/scrna2019

supporting code for the multinomial single cell RNA-Seq paper

Primary LanguageR

Feature Selection and Dimension Reduction for Single Cell RNA-Seq based on a Multinomial Model

This repository contains supporting code to facilitate reproducible analysis. For details see the biorxiv preprint. If you find bugs please create a github issue. We are working on turning GLM-PCA and its fast approximations into a standalone R package. When it is available we will post a link here.

Coauthors

Will Townes, Stephanie Hicks, Martin Aryee, and Rafa Irizarry

Description of Repository Contents

algs

Implementations of dimension reduction algorithms

  • existing.R - wrapper functions for PCA, tSNE, ZINB-WAVE, etc
  • glmpca.R - implementation of PCA for generalized linear model likelihoods. This method is highlighted in the paper as being suitable for single cell RNA-Seq data.
  • ortho.R - supporting functions for GLM-PCA that post-process latent factors so that the loadings are orthonormal (just like regular PCA).

real

Analysis of various real scRNA-Seq datasets. The Rmarkdown files can be used to produce figures in the manuscript

real_benchmarking

Systematic assessment of clustering performance of a variety of normalization, feature selection, and dimension reduction algorithms using ground-truth datasets.

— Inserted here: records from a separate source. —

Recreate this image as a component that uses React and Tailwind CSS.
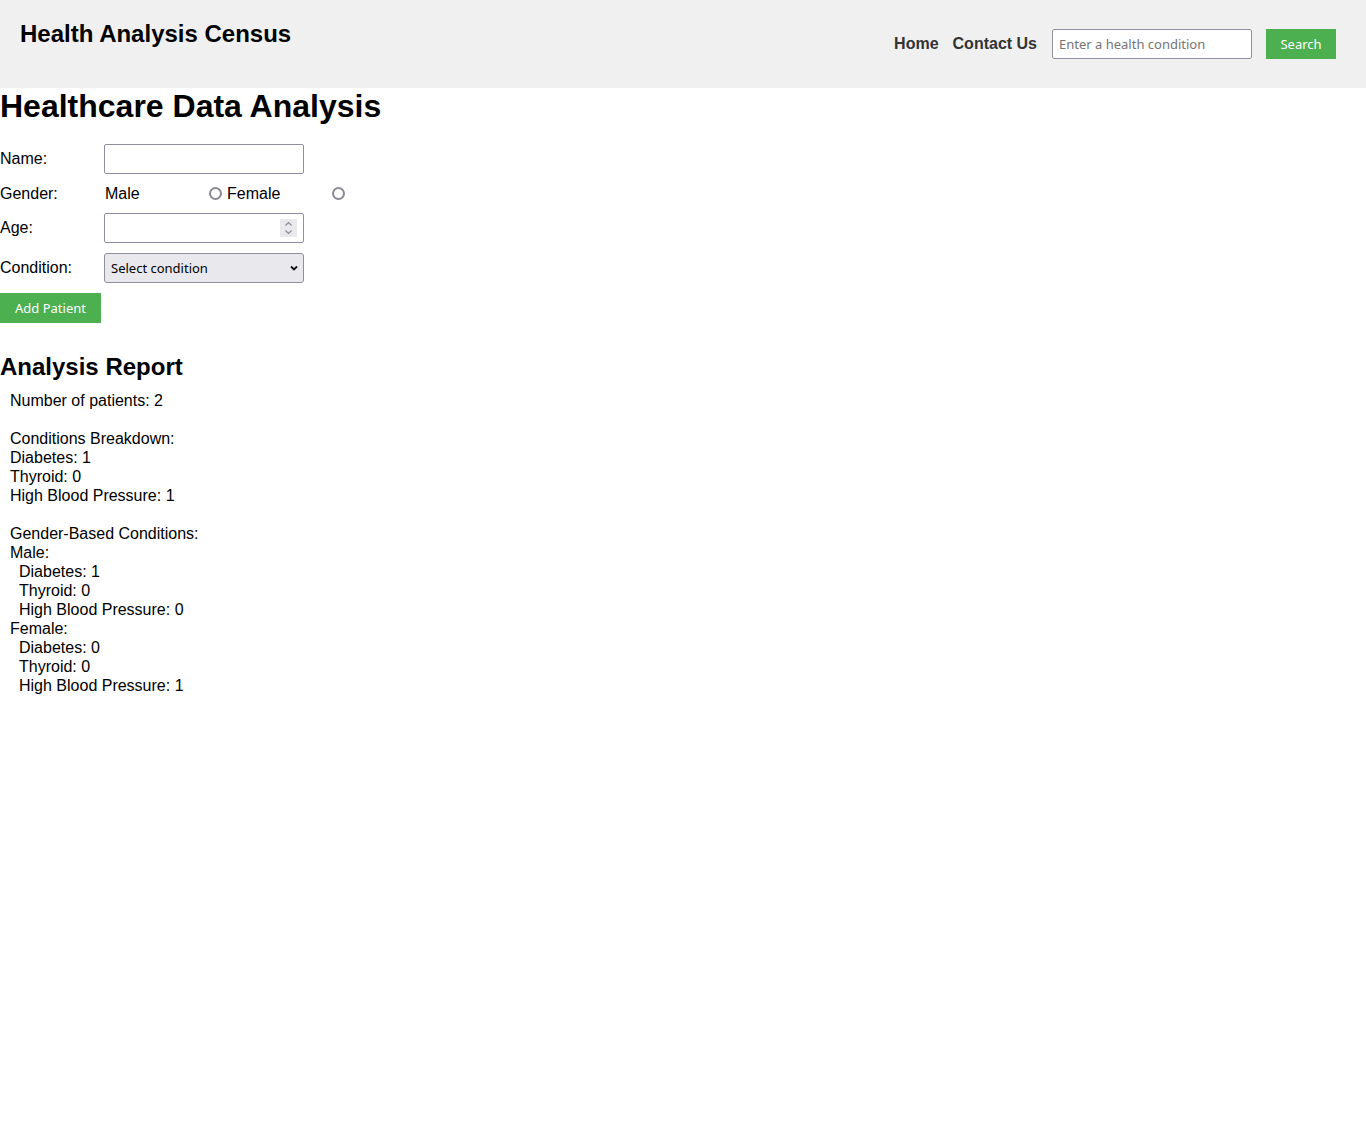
import { useState } from 'react';

const ctrl = "font-['Noto_Sans',sans-serif] text-[13px]";
const radio = 'm-0 h-[13px] w-[13px] appearance-none rounded-full border-2 border-[#8a8a94] bg-white checked:border-[4px] checked:border-[#3b82f6]';

const report = {
  total: 2,
  conditions: { Diabetes: 1, Thyroid: 0, 'High Blood Pressure': 1 },
  byGender: {
    Male: { Diabetes: 1, Thyroid: 0, 'High Blood Pressure': 0 },
    Female: { Diabetes: 0, Thyroid: 0, 'High Blood Pressure': 1 },
  },
};

export default function App() {
  const [gender, setGender] = useState('');

  return (
    <div className="min-h-[1125px] bg-white font-['Liberation_Sans',Arial,sans-serif] text-[16px] leading-[normal] text-black">
      <header className="flex h-[88px] justify-between bg-[#f0f0f0] pl-[20px] pr-[30px] pt-[20px] pb-[20px]">
        <h1 className="self-start text-[24px] font-bold leading-[28px]">Health Analysis Census</h1>
        <nav className="flex items-center">
          <a href="#" className="font-bold text-[#333]">Home</a>
          <a href="#" className="ml-[14px] font-bold text-[#333]">Contact Us</a>
          <input
            type="text"
            placeholder="Enter a health condition"
            className={`${ctrl} ml-[15px] h-[30px] w-[200px] rounded-[2px] border border-[#8f8f9d] bg-white px-[6px] placeholder:text-[#757575]`}
          />
          <button className={`${ctrl} ml-[14px] h-[30px] w-[70px] bg-[#4caf50] text-white`}>Search</button>
        </nav>
      </header>

      <main>
        <h2 className="text-[32px] font-bold leading-[37px]">Healthcare Data Analysis</h2>

        <form className="mt-[19px]" onSubmit={(e) => e.preventDefault()}>
          <div className="flex items-center">
            <label className="w-[104px]">Name:</label>
            <input type="text" className={`${ctrl} h-[30px] w-[200px] rounded-[2px] border border-[#8f8f9d] bg-white px-[6px]`} />
          </div>

          <div className="mt-[10px] flex h-[19px] items-center">
            <label className="w-[104px]">Gender:</label>
            <label className="w-[105px] pl-px">Male</label>
            <input
              type="radio"
              name="gender"
              checked={gender === 'male'}
              onChange={() => setGender('male')}
              className={radio}
            />
            <label className="ml-[5px] w-[105px]">Female</label>
            <input
              type="radio"
              name="gender"
              checked={gender === 'female'}
              onChange={() => setGender('female')}
              className={radio}
            />
          </div>

          <div className="mt-[10px] flex items-center">
            <label className="w-[104px]">Age:</label>
            <div className="relative">
              <input type="number" className={`${ctrl} h-[30px] w-[200px] rounded-[2px] border border-[#8f8f9d] bg-white px-[6px]`} />
              <span className="pointer-events-none absolute right-[7px] top-[6px] flex h-[18px] w-[17px] flex-col items-center justify-center bg-[#e9e9ed]">
                <svg width="9" height="14" viewBox="0 0 9 14" fill="none" stroke="#8a8a8a" strokeWidth="1.1">
                  <path d="M1.5 4.5 L4.5 1.5 L7.5 4.5" />
                  <path d="M1.5 9.5 L4.5 12.5 L7.5 9.5" />
                </svg>
              </span>
            </div>
          </div>

          <div className="mt-[10px] flex items-center">
            <label className="w-[104px]">Condition:</label>
            <div className="relative">
              <select className={`${ctrl} h-[30px] w-[200px] appearance-none rounded-[3px] border border-[#8f8f9d] bg-[#e9e9ed] pl-[6px] text-black`}>
                <option>Select condition</option>
                <option>Diabetes</option>
                <option>Thyroid</option>
                <option>High Blood Pressure</option>
              </select>
              <svg
                className="pointer-events-none absolute right-[6px] top-[12px]"
                width="8"
                height="6"
                viewBox="0 0 8 6"
                fill="none"
                stroke="#111"
                strokeWidth="1.8"
              >
                <path d="M1 1.5 L4 4.5 L7 1.5" />
              </svg>
            </div>
          </div>

          <button type="submit" className={`${ctrl} mt-[10px] h-[30px] w-[101px] bg-[#4caf50] text-white`}>
            Add Patient
          </button>
        </form>

        <h2 className="mt-[30px] text-[24px] font-bold leading-[28px]">Analysis Report</h2>

        <div className="p-[10px] leading-[19px]">
          <div>Number of patients: {report.total}</div>
          <div className="h-[19px]" />
          <div>Conditions Breakdown:</div>
          {Object.entries(report.conditions).map(([k, v]) => (
            <div key={k}>{k}: {v}</div>
          ))}
          <div className="h-[19px]" />
          <div>Gender-Based Conditions:</div>
          {Object.entries(report.byGender).map(([g, conds]) => (
            <div key={g}>
              <div>{g}:</div>
              {Object.entries(conds).map(([k, v]) => (
                <div key={k} className="pl-[9px]">{k}: {v}</div>
              ))}
            </div>
          ))}
        </div>
      </main>
    </div>
  );
}
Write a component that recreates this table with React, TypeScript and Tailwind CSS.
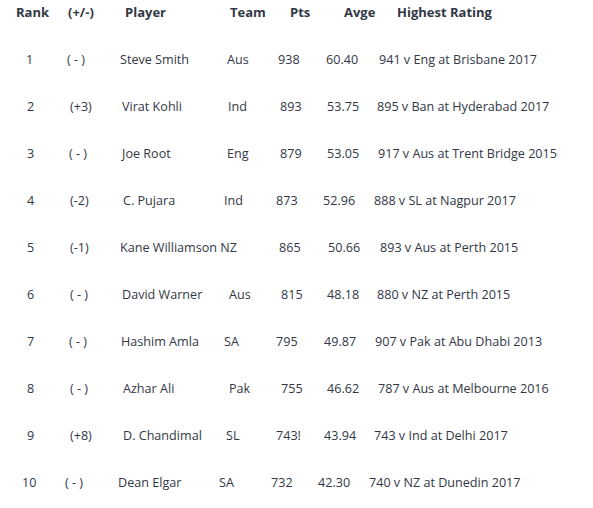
import React from "react";

const header: [string, number][] = [
  ["Rank", 16],
  ["(+/-)", 68],
  ["Player", 125],
  ["Team", 230],
  ["Pts", 290],
  ["Avge", 344],
  ["Highest Rating", 397],
];

const rows: [string, number][][] = [
  [["1", 26], ["( - )", 67], ["Steve Smith", 120], ["Aus", 227], ["938", 278], ["60.40", 326], ["941 v Eng at Brisbane 2017", 379]],
  [["2", 27], ["(+3)", 70], ["Virat Kohli", 122], ["Ind", 228], ["893", 280], ["53.75", 327], ["895 v Ban at Hyderabad 2017", 377]],
  [["3", 27], ["( - )", 69], ["Joe Root", 122], ["Eng", 227], ["879", 280], ["53.05", 327], ["917 v Aus at Trent Bridge 2015", 378]],
  [["4", 27], ["(-2)", 70], ["C. Pujara", 123], ["Ind", 224], ["873", 276], ["52.96", 323], ["888 v SL at Nagpur 2017", 374]],
  [["5", 27], ["(-1)", 70], ["Kane Williamson NZ", 120], ["865", 279], ["50.66", 328], ["893 v Aus at Perth 2015", 380]],
  [["6", 27], ["( - )", 70], ["David Warner", 122], ["Aus", 229], ["815", 281], ["48.18", 327], ["880 v NZ at Perth 2015", 377]],
  [["7", 27], ["( - )", 69], ["Hashim Amla", 121], ["SA", 224], ["795", 276], ["49.87", 324], ["907 v Pak at Abu Dhabi 2013", 375]],
  [["8", 27], ["( - )", 70], ["Azhar Ali", 123], ["Pak", 229], ["755", 281], ["46.62", 327], ["787 v Aus at Melbourne 2016", 378]],
  [["9", 27], ["(+8)", 70], ["D. Chandimal", 123], ["SL", 226], ["743!", 276], ["43.94", 324], ["743 v Ind at Delhi 2017", 374]],
  [["10", 22], ["( - )", 65], ["Dean Elgar", 118], ["SA", 219], ["732", 271], ["42.30", 318], ["740 v NZ at Dunedin 2017", 369]],
];

function Line({ cells, bold, h }: { cells: [string, number][]; bold?: boolean; h: string }) {
  return (
    <div className={`flex items-center ${h} whitespace-nowrap`}>
      {cells.map(([t, x], i) => {
        const next = i + 1 < cells.length ? cells[i + 1][1] : 593;
        const start = i === 0 ? 0 : x;
        const w = next - start;
        return (
          <div
            key={i}
            style={{ width: w, paddingLeft: i === 0 ? x : 0 }}
            className={bold ? "font-bold text-[13px]" : "text-[12.6px]"}
          >
            {t}
          </div>
        );
      })}
    </div>
  );
}

export default function App() {
  return (
    <div
      className="w-[593px] h-[508px] bg-white text-[#323746] overflow-hidden"
      style={{ fontFamily: '"Open Sans", "Noto Sans", sans-serif' }}
    >
      <Line cells={header} bold h="h-[26px]" />
      <div className="mt-[11px]">
        {rows.map((r, i) => (
          <Line key={i} cells={r} h="h-[47px]" />
        ))}
      </div>
    </div>
  );
}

Downloadable table of results from assessments

util

Utility functions.

  • clustering.R - wrappers for seurat clustering, model based clustering, and k-means
  • functions.R - Poisson and Binomial deviance and residuals functions, a function for loading 10x read counts from molecule information files.
  • functions_genefilter.R - convenience functions for gene filtering (feature selection) based on highly variable genes, highly expressed genes, and deviance.